What Do We Make Of All This?

Whether it’s true that Taylor knew about the song fully or not, isn’t even really the point. This snap was significant because it exposed the fragility of Taylor Swift’s carefully constructed identity as an innocent bystander. She never asked to be presented as a victim in 2009, but she can’t deny that it’s become an important part of her canon since. This snap proves that Taylor Swift actually cares so much about this narrative that she’s willing to maintain it at the expense of her friendships. Her statements in GQ and on Twitter today show us that her team desperately wants to keep this persona intact because it’s beneficial: Taylor is righteous and true, Kanye is a disruptor of the peace. Angry ex-boyfriends don’t have the power to destabilise Taylor’s narrative, but Kanye West sure does.

The fact that it was Kim that revealed the video is another fascinating layer. Kim will forever be taunted as representing the worst of our culture; vapid, too-sexual and a fabrication. Kim is the bad, slutty girl. Taylor is the good, pure girl. Yet it took the girl with the bad publicity to make people see that the girl with the good publicity was willing to throw others under the bus to protect her underdog identity — and  that she’s pretty manipulative, when it comes down to it.

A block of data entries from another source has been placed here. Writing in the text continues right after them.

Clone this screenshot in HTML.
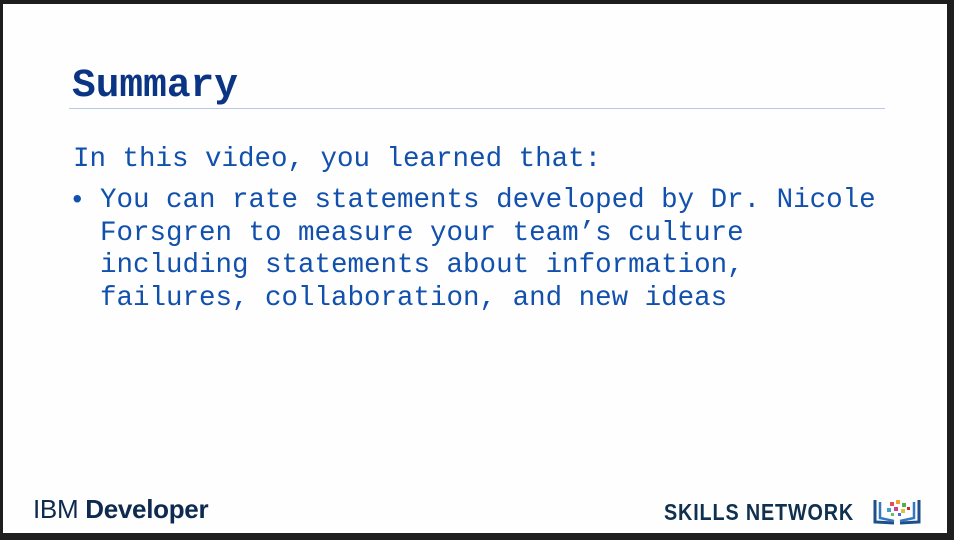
<!DOCTYPE html>
<html><head><style>
html,body{margin:0;padding:0;}
body{width:954px;height:540px;background:#1e1e1e;position:relative;overflow:hidden;}
.slide{position:absolute;left:3px;top:4px;width:944px;height:529px;background:#fdfefd;}
.t{position:absolute;font-family:"Liberation Mono",monospace;color:#1150ad;white-space:pre;}
</style></head><body>
<div class="slide"></div>
<div class="t" style="left:72px;top:63px;font-size:39.5px;font-weight:bold;line-height:46px;color:#0b3584;">Summary</div>
<div style="position:absolute;left:69px;top:108px;width:816px;height:1px;background:#b8cbe6;"></div>
<div class="t" style="left:73px;top:144px;font-size:27.5px;line-height:32.5px;">In this video, you learned that:</div>
<div class="t" style="left:69px;top:186px;font-size:27.5px;line-height:32.5px;">•</div>
<div class="t" style="left:100px;top:185px;font-size:27.5px;line-height:32.5px;">You can rate statements developed by Dr. Nicole
Forsgren to measure your team’s culture
including statements about information,
failures, collaboration, and new ideas</div>
<div style="position:absolute;left:33px;top:494px;font-family:'Liberation Sans',sans-serif;font-size:26px;color:#0e2a4f;letter-spacing:-0.3px;">IBM <b>Developer</b></div>
<div style="position:absolute;left:664px;top:499px;font-family:'Liberation Sans',sans-serif;font-weight:bold;font-size:23px;color:#10304f;transform:scaleX(0.86);transform-origin:left;letter-spacing:1px;">SKILLS NETWORK</div>
<svg style="position:absolute;left:872px;top:497px" width="50" height="30" viewBox="0 0 50 30">
<path d="M3 3 V25 L22 26 M47 3 V25 L28 26" stroke="#1e4f8a" stroke-width="3" fill="none"/>
<path d="M8 5 V21 L22 24 M42 5 V21 L28 24" stroke="#3478c0" stroke-width="2.5" fill="none"/>
<rect x="18" y="5" width="4" height="4" fill="#e05050"/><rect x="24" y="3" width="4" height="4" fill="#f0a030"/>
<rect x="30" y="6" width="4" height="4" fill="#50b050"/><rect x="15" y="11" width="4" height="4" fill="#40a0d0"/>
<rect x="22" y="10" width="4" height="4" fill="#d04090"/><rect x="29" y="12" width="4" height="4" fill="#e0c040"/>
<rect x="35" y="10" width="3" height="3" fill="#c03030"/><rect x="19" y="16" width="3" height="3" fill="#60c060"/>
<rect x="26" y="16" width="3" height="3" fill="#4070d0"/>
</svg>
</body></html>
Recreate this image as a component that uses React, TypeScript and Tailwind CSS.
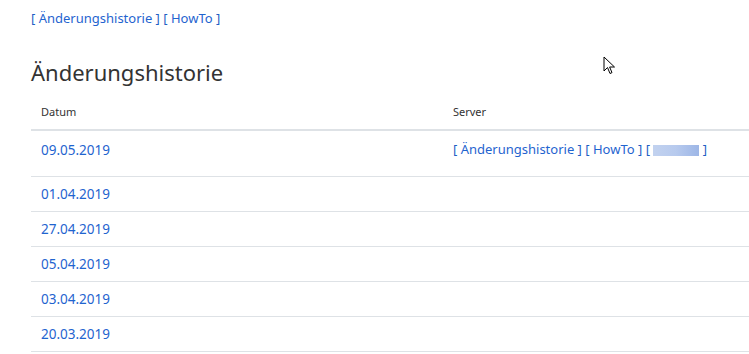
import React from 'react'

const dates = ['01.04.2019', '27.04.2019', '05.04.2019', '03.04.2019', '20.03.2019']

function Links({ redacted }: { redacted?: boolean }) {
  return (
    <span className="text-[#1f5fc4]">
      [ <a href="#" className="text-[#1f64cf]">Änderungshistorie</a> ] [ <a href="#" className="text-[#1f64cf]">HowTo</a> ]
      {redacted && (
        <>
          {' '}[ <span className="inline-block w-[46px] h-[11px] align-middle bg-gradient-to-r from-[#c2d2ef] via-[#b7caee] to-[#9db6e6]" /> ]
        </>
      )}
    </span>
  )
}

export default function App() {
  return (
    <div
      className="relative h-[354px] w-[749px] overflow-hidden bg-white text-[#333] text-[13px]"
      style={{ fontFamily: '"Segoe UI", "Noto Sans", sans-serif' }}
    >
      <div className="pl-[31px] pt-[9px]">
        <div className="leading-[18px]">
          <Links />
        </div>
        <h2 className="mt-[30px] text-[22px] font-normal leading-[30px] text-[#333]">Änderungshistorie</h2>

        <table className="mt-[14px] w-[760px] border-collapse text-left">
          <thead>
            <tr className="border-b-2 border-[#dee2e6]">
              <th className="w-[412px] pl-[10px] pt-[3px] pb-[8px] text-[11px] font-normal">Datum</th>
              <th className="pl-[10px] pt-[3px] pb-[8px] text-[11px] font-normal">Server</th>
            </tr>
          </thead>
          <tbody>
            <tr className="border-b border-[#dee2e6]">
              <td className="pl-[10px] pt-[9px] pb-[16px] align-top">
                <a href="#" className="text-[13.5px] text-[#1f64cf]">09.05.2019</a>
              </td>
              <td className="pl-[10px] pt-[9px] pb-[16px] align-top">
                <Links redacted />
              </td>
            </tr>
            {dates.map((d) => (
              <tr key={d} className="border-b border-[#dee2e6]">
                <td className="h-[35px] pl-[10px] align-middle">
                  <a href="#" className="text-[13.5px] text-[#1f64cf]">{d}</a>
                </td>
                <td />
              </tr>
            ))}
          </tbody>
        </table>
      </div>

      {/* mouse cursor */}
      <svg className="absolute left-[603px] top-[56px]" width="13" height="20" viewBox="0 0 13 20">
        <path d="M1 1 L1 15 L4.5 11.5 L7 17.5 L9 16.6 L6.6 11 L11.5 11 Z" fill="white" stroke="black" strokeWidth="1" strokeLinejoin="miter" />
      </svg>
    </div>
  )
}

Swift is a fraud in the way that we’re all frauds, because everyone cares about the image they project. But to maintain that your public persona is unadulterated and completely authentic — and that by that virtue, others are false — is insane. Of course Taylor Swift’s sweet underdog, beloved victim act is a play; we pretty much knew this already (image control is not necessarily a bad thing, I admire the extent of Taylor’s ruthless publicity dictatorship and knack for self promotion). But how long can her feigned shock last? It’ll be interesting to see how long Taylor Swift can keep pretending that this is all an accident.